If you wish to file your certified payroll report manually, be prepared to spend a few hours a week, depending on the size of your company and number of workers. 

You can get the information from the Department of Labor on how to fill out the federal form yourself here. Before sitting down to fill out the reports, you’ll need to have the following information:

  • Company name and whether you are a contractor or subcontractor
  • Company address
  • Payroll number (beginning with #1)
  • For week ending (date)
  • Project name and location
  • Employees’ names and employee number
  • Number of withholding exemptions
  • Work classifications (i.e., laborer, skilled trades, managers, etc.)
  • Hours worked
  • Rate of pay
  • Gross amount earned
  • Deductions
  • Net pay
  • Descriptions of deductions
  • Descriptions of fringe benefits
  • Exceptions

Essentially, when doing certified payroll reporting, have as much information and data as possible and try to have it as organized as possible to avoid missing information or delays.

Tips To Get Certified Payroll Right

Even if a mistake is unintentional, it can be costly. But mistakes can be avoided by taking the right steps. 

Invest In Technology 

As construction and engineering projects become more and more technical and advanced, the most competitive organizations will adopt technology to accommodate these complexities. 

Technology helps with everything from design and materials to quality control, safety, and contract management. According to McKinsey, on-site execution relates to “one of the most important aspects of construction” where many construction companies run into issues with many things ranging from low productivity to delays. 

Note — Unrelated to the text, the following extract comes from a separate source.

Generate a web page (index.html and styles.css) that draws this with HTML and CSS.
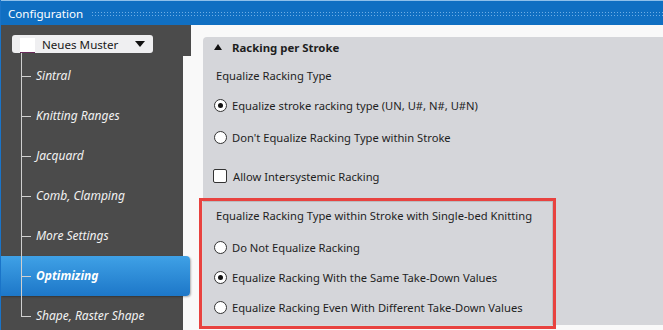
FILE: index.html
```html
<!DOCTYPE html>
<html lang="en">
<head>
    <meta charset="UTF-8">
    <title>Configuration</title>
    <link rel="stylesheet" href="styles.css">
</head>
<body>
    <div class="window">
        <div class="titlebar">
            <span class="title">Configuration</span>
            <span class="grip"></span>
        </div>

        <div class="content">
            <aside class="sidebar">
                <div class="sidebar-head">
                    <div class="pattern-select">
                        <span class="swatch"></span>
                        <span class="pattern-name">Neues Muster</span>
                        <span class="caret"></span>
                    </div>
                </div>
                <ul class="tree">
                    <li class="tree-item">Sintral</li>
                    <li class="tree-item">Knitting Ranges</li>
                    <li class="tree-item">Jacquard</li>
                    <li class="tree-item">Comb, Clamping</li>
                    <li class="tree-item">More Settings</li>
                    <li class="tree-item selected">Optimizing</li>
                    <li class="tree-item">Shape, Raster Shape</li>
                </ul>
            </aside>

            <main class="main">
                <section class="panel">
                    <div class="panel-head">
                        <span class="collapse"></span>
                        Racking per Stroke
                    </div>

                    <div class="row group-label">Equalize Racking Type</div>
                    <div class="row option"><span class="radio checked"></span>Equalize stroke racking type (UN, U#, N#, U#N)</div>
                    <div class="row option second"><span class="radio"></span>Don't Equalize Racking Type within Stroke</div>
                    <div class="row option check-row"><span class="checkbox"></span>Allow Intersystemic Racking</div>

                    <!-- highlighted group -->
                    <div class="marked">
                        <div class="row group-label">Equalize Racking Type within Stroke with Single-bed Knitting</div>
                        <div class="row option first"><span class="radio"></span>Do Not Equalize Racking</div>
                        <div class="row option"><span class="radio checked"></span>Equalize Racking With the Same Take-Down Values</div>
                        <div class="row option"><span class="radio"></span>Equalize Racking Even With Different Take-Down Values</div>
                    </div>
                </section>
            </main>
        </div>
    </div>
</body>
</html>
```

FILE: styles.css
```css
* {
    box-sizing: border-box;
}
body {
    margin: 0;
    font-family: "Noto Sans", "Open Sans", sans-serif;
    font-size: 11.2px;
    overflow: hidden;
}
.window {
    width: 663px;
    height: 330px;
    overflow: hidden;
    border-left: 1px solid #1a74c8;
    background-color: #f9f9f9;
}
.titlebar {
    height: 25px;
    background-color: #106fc2;
    border-top: 1px solid #8fc0ea;
    display: flex;
    align-items: center;
    padding-left: 7px;
}
.title {
    color: #fff;
    font-size: 11.6px;
}
.grip {
    flex: 1;
    height: 5px;
    margin-left: 8px;
    background-image: radial-gradient(circle, #6eaee6 0.7px, transparent 0.8px);
    background-size: 3px 3px;
}
.content {
    display: flex;
    height: 305px;
}
.sidebar {
    width: 190px;
    flex-shrink: 0;
}
.sidebar-head {
    height: 31px;
    background-color: #4b4b4b;
    padding: 10px 0 0 11px;
}
.pattern-select {
    width: 141px;
    height: 18px;
    background-color: #efeff1;
    border-radius: 3px;
    display: flex;
    align-items: center;
    padding-left: 8px;
}
.swatch {
    width: 15px;
    height: 15px;
    background-color: #fff;
    border-bottom: 1px solid #6a2c5c;
    margin-top: 2px;
}
.pattern-name {
    margin-left: 7px;
    font-size: 11.6px;
    color: #1a1a1a;
}
.caret {
    margin-left: auto;
    margin-right: 8px;
    border-left: 5px solid transparent;
    border-right: 5px solid transparent;
    border-top: 6px solid #111;
}
.tree {
    list-style: none;
    margin: 0;
    padding: 0;
    background: linear-gradient(to right, #4b4b4b 182px, transparent 182px);
}
.tree-item {
    position: relative;
    height: 40px;
    line-height: 40px;
    padding-left: 35px;
    color: #f2f2f2;
    font-style: italic;
    font-size: 12px;
}
/* tree connector lines */
.tree-item::before {
    content: "";
    position: absolute;
    left: 20px;
    top: 0;
    bottom: 0;
    width: 1px;
    background-color: #cfcfcf;
}
.tree-item:first-child::before {
    top: -3px;
}
.tree-item:last-child::before {
    bottom: 50%;
}
.tree-item::after {
    content: "";
    position: absolute;
    left: 20px;
    top: 50%;
    width: 10px;
    height: 1px;
    background-color: #cfcfcf;
}
.tree-item.selected {
    width: 189px;
    font-weight: bold;
    color: #fff;
    background: linear-gradient(#3fa1e6, #1d77c8);
    border-radius: 0 4px 4px 0;
    box-shadow: 1px 1px 2px rgba(0, 0, 0, 0.3);
}
.main {
    flex: 1;
    padding: 12px 0 0 12px;
}
.panel {
    height: 288px;
    background-color: #d5d6da;
    border-radius: 4px 0 0 0;
    color: #1e1e1e;
    white-space: nowrap;
}
.panel-head {
    height: 20px;
    display: flex;
    align-items: center;
    padding-left: 11px;
    font-weight: bold;
    font-size: 11.4px;
}
.collapse {
    width: 0;
    height: 0;
    border-left: 4px solid transparent;
    border-right: 4px solid transparent;
    border-bottom: 6px solid #111;
    margin-right: 10px;
}
.row {
    height: 30px;
    display: flex;
    align-items: center;
    padding-left: 11px;
}
.group-label {
    margin-top: 3px;
    padding-left: 13px;
}
.option.second {
    margin-top: 2px;
}
.option.check-row {
    margin-top: 9px;
    padding-left: 10px;
}
.radio {
    width: 13px;
    height: 13px;
    border: 1px solid #333;
    border-radius: 50%;
    background-color: #fff;
    margin-right: 5px;
    display: flex;
    align-items: center;
    justify-content: center;
}
.radio.checked::after {
    content: "";
    width: 5px;
    height: 5px;
    border-radius: 50%;
    background-color: #111;
}
.checkbox {
    width: 14px;
    height: 14px;
    border: 1px solid #333;
    border-radius: 2px;
    background-color: #fff;
    margin-right: 6px;
}
.marked {
    margin-top: 7px;
    margin-left: -4px;
    width: 357px;
    border: 3px solid #e8423f;
    box-shadow: inset 0 0 0 1px rgba(0, 0, 0, 0.12);
    padding-bottom: 4px;
}
.marked .row {
    padding-left: 12px;
}
.marked .group-label {
    margin-top: 0;
    height: 28px;
    padding-left: 14px;
}
.marked .option.first {
    margin-top: 3px;
}
```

To mitigate these issues, technology helps with field productivity by “tracking crew deployment in real time, including the number of active working hours for each team member.”

When it comes to government projects - and certified payroll - the assistance of technology cannot be understated. Tracking crew work, tasks, and hours, will help prevent the misclassification of workers and accidentally paying the incorrect prevailing wage.

Outsource It

If you’re not a numbers person or simply don’t have the time or patience to fill out the required forms and reports accurately and on time, consider outsourcing the job to a qualified professional. 

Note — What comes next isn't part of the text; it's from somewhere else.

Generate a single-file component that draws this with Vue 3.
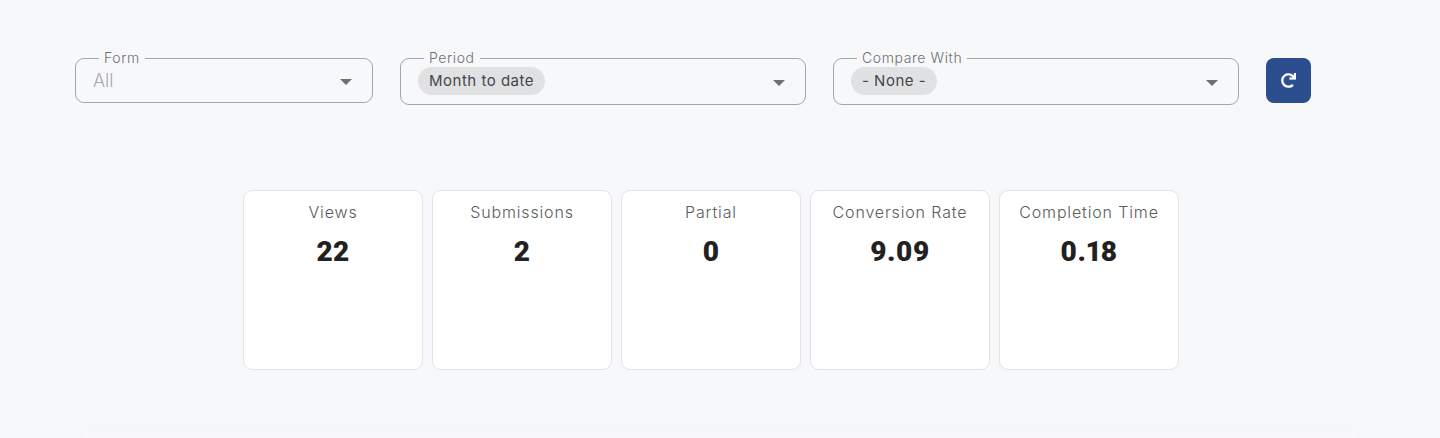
<template>
  <div class="page">
    <div class="filters">
      <fieldset class="field form-field">
        <legend>Form</legend>
        <span class="placeholder">All</span>
        <span class="arrow"></span>
      </fieldset>
      <fieldset class="field wide">
        <legend>Period</legend>
        <span class="chip">Month to date</span>
        <span class="arrow"></span>
      </fieldset>
      <fieldset class="field wide">
        <legend>Compare With</legend>
        <span class="chip">- None -</span>
        <span class="arrow"></span>
      </fieldset>
      <button class="refresh" type="button" aria-label="Refresh">
        <svg width="15" height="15" viewBox="0 0 512 512">
          <path fill="#fff" stroke="#fff" stroke-width="8" d="M500.33 0h-47.41a12 12 0 0 0-12 12.57l4 82.76A247.42 247.42 0 0 0 256 8C119.34 8 7.9 119.53 8 256.19 8.1 393.07 119.1 504 256 504a247.1 247.1 0 0 0 166.18-63.91 12 12 0 0 0 .48-17.43l-34-34a12 12 0 0 0-16.38-.55A176 176 0 1 1 402.1 157.8l-101.53-4.87a12 12 0 0 0-12.57 12v47.41a12 12 0 0 0 12 12h200.33a12 12 0 0 0 12-12V12a12 12 0 0 0-12-12z"/>
        </svg>
      </button>
    </div>
    <div class="cards">
      <div class="card" v-for="s in stats" :key="s.label">
        <div class="card-label">{{ s.label }}</div>
        <div class="card-value">{{ s.value }}</div>
      </div>
    </div>
    <div class="footer-shade"></div>
  </div>
</template>

<script setup>
const stats = [
  { label: "Views", value: "22" },
  { label: "Submissions", value: "2" },
  { label: "Partial", value: "0" },
  { label: "Conversion Rate", value: "9.09" },
  { label: "Completion Time", value: "0.18" }
]
</script>

<style>
html, body {
  margin: 0;
  background: #f7f8fa;
}
</style>

<style scoped>
.page {
  height: 438px;
  box-sizing: border-box;
  overflow: hidden;
  padding: 50px 0 0 75px;
  background: #f7f8fa;
  font-family: "Inter", "Open Sans", sans-serif;
  color: #333;
}

.filters {
  display: flex;
  align-items: flex-start;
  gap: 27px;
}

.field {
  position: relative;
  box-sizing: border-box;
  margin: 0;
  padding: 0 0 0 17px;
  border: 1px solid #a3a5a8;
  border-radius: 9px;
  display: flex;
  align-items: flex-start;
}
.form-field {
  width: 298px;
  height: 53px;
}
.wide {
  width: 406px;
  height: 55px;
}
.field legend {
  padding: 0 5px;
  margin-left: 6px;
  font-size: 14px;
  font-weight: 300;
  letter-spacing: 0.6px;
  line-height: 16px;
  color: #6f7073;
}
.placeholder {
  font-size: 18px;
  font-weight: 300;
  line-height: 24px;
  color: #a9aaad;
  margin-top: 3px;
}
.chip {
  margin-top: 1px;
  background: #e0e1e3;
  border-radius: 14px;
  padding: 0 11px;
  height: 28px;
  line-height: 28px;
  font-size: 15px;
  letter-spacing: 0.5px;
  color: #454648;
}
.arrow {
  position: absolute;
  right: 20px;
  top: 13px;
  width: 0;
  height: 0;
  border-left: 6px solid transparent;
  border-right: 6px solid transparent;
  border-top: 6px solid #6f7073;
}
.wide .arrow {
  top: 14px;
}

.refresh {
  width: 45px;
  height: 45px;
  margin-top: 8px;
  border: 0;
  padding: 0 0 1px;
  border-radius: 8px;
  background: #2d4e8e;
  display: flex;
  align-items: center;
  justify-content: center;
}

.cards {
  display: flex;
  gap: 9px;
  margin: 85px 0 0 168px;
}
.card {
  box-sizing: border-box;
  width: 180px;
  height: 180px;
  background: #fff;
  border: 1px solid #e2e3e6;
  border-radius: 9px;
  padding-top: 11px;
  text-align: center;
}
.card-label {
  font-size: 16px;
  font-weight: 300;
  letter-spacing: 0.85px;
  line-height: 20px;
  color: #5a5b5e;
}
.card-value {
  margin-top: 13px;
  font-family: "Roboto", sans-serif;
  font-size: 28px;
  line-height: 34px;
  font-weight: 900;
  letter-spacing: 0.3px;
  font-variant-numeric: proportional-nums;
  color: #212121;
}

.footer-shade {
  height: 60px;
  margin: 63px 84px 0 9px;
  background: #f8f8fa;
  box-shadow: 0 0 20px rgba(70, 80, 130, 0.03);
}
</style>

The IRS suggests there are four common third party arrangements companies can make, depending on the specific circumstances:

  • Payroll Service Provider (PSP)
  • Reporting Agent (RAF)
  • Section 3504 Agent
  • Certified Professional Employer Organization (CPEO)

They warn, however, regardless of who you choose to hire as a third party, ultimately the employer is still responsible for Federal income taxes. 

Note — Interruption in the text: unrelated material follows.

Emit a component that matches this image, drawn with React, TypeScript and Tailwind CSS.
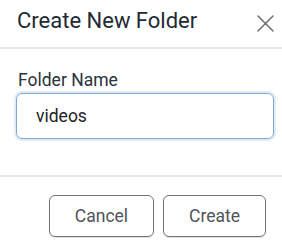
import { useState } from 'react';

const CloseIcon = () => (
  <svg width="17" height="17" viewBox="0 0 17 17" fill="none" stroke="#6b6f73" strokeWidth="1.5" strokeLinecap="round">
    <line x1="1" y1="1" x2="16" y2="16" />
    <line x1="16" y1="1" x2="1" y2="16" />
  </svg>
);

const App = () => {
  const [name, setName] = useState('videos');

  return (
    <div className="w-[282px] h-[247px] bg-white overflow-hidden" style={{ fontFamily: 'Roboto, "Liberation Sans", sans-serif' }}>
      {/* header */}
      <div className="h-[49px] border-b-2 border-[#e6e8ea] flex items-start justify-between pl-[17px] pr-[8px] pt-[8px]">
        <h5 className="text-[22px] leading-[26px] text-[#222a33]">Create New Folder</h5>
        <button className="mt-[7px] ml-[1px] w-[17px] h-[17px] flex items-center justify-center">
          <CloseIcon />
        </button>
      </div>

      {/* body */}
      <div className="h-[126px] pl-[16px] pr-[8px] pt-[18px]">
        <label htmlFor="folder" className="block pl-[2px] text-[17.5px] leading-[26px] text-[#2a323c]">
          Folder Name
        </label>
        <input
          id="folder"
          value={name}
          onChange={(e) => setName(e.target.value)}
          className="block w-full h-[46px] px-[19px] rounded-[6px] border border-[#7fa9dc] shadow-[0_0_0_2px_rgba(120,170,230,0.22)] text-[17.5px] text-[#222] outline-none"
        />
      </div>

      {/* footer */}
      <div className="border-t-2 border-[#e6e8ea] flex justify-end gap-[9px] pr-[16px] pt-[18px]">
        <button className="w-[105px] h-[42px] rounded-[6px] border border-[#6f7378] text-[17.5px] text-[#4f5459] shadow-[0_1px_1px_rgba(0,0,0,0.12)]">
          Cancel
        </button>
        <button className="w-[103px] h-[42px] rounded-[6px] border border-[#6f7378] text-[17.5px] text-[#4f5459] shadow-[0_1px_1px_rgba(0,0,0,0.12)]">
          Create
        </button>
      </div>
    </div>
  );
};

export default App;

There are also organizations that specialize in Certified Payroll Reporting such as Points North, who can take care of the process for you. 

Be sure to vet any third party you decide to go with, before moving forward. 

Get Certified

The American Payroll Association offers a Certified Payroll Professional Examination  which provides you with additional training to become a Certified Payroll Professional (CPP). There are multiple benefits to obtaining a CPP certification, not the least of which is learning to get it right. Before you can apply to take the examination, the APA says the payroll professional applying must: 

  • Have practiced at least a total of three years out of the last five years either 
  • Payroll Production, Payroll Reporting, Payroll Accounting, Payroll Systems, and Payroll Taxation 
  • Payroll Administration 
  • Payroll Education/Consulting 

Following these criteria, you must complete additional courses offered by the APA. 

These courses will help educate you (and/or your administrators) on best practices, laws, and requirements for fulfilling certified payroll requirements.

Conclusion

Government projects can be a lucrative option for today’s construction professionals but without the right knowledge, training, and technology, you risk losing these projects before you even begin. 

Certified Payroll is a requirement when performing these projects and it’s a tedious and complex process that can hold up your payments or, worse, get you debarred if done incorrectly. Before embarking on these types of projects, invest time in researching the best practices so you can take on more government projects with confidence.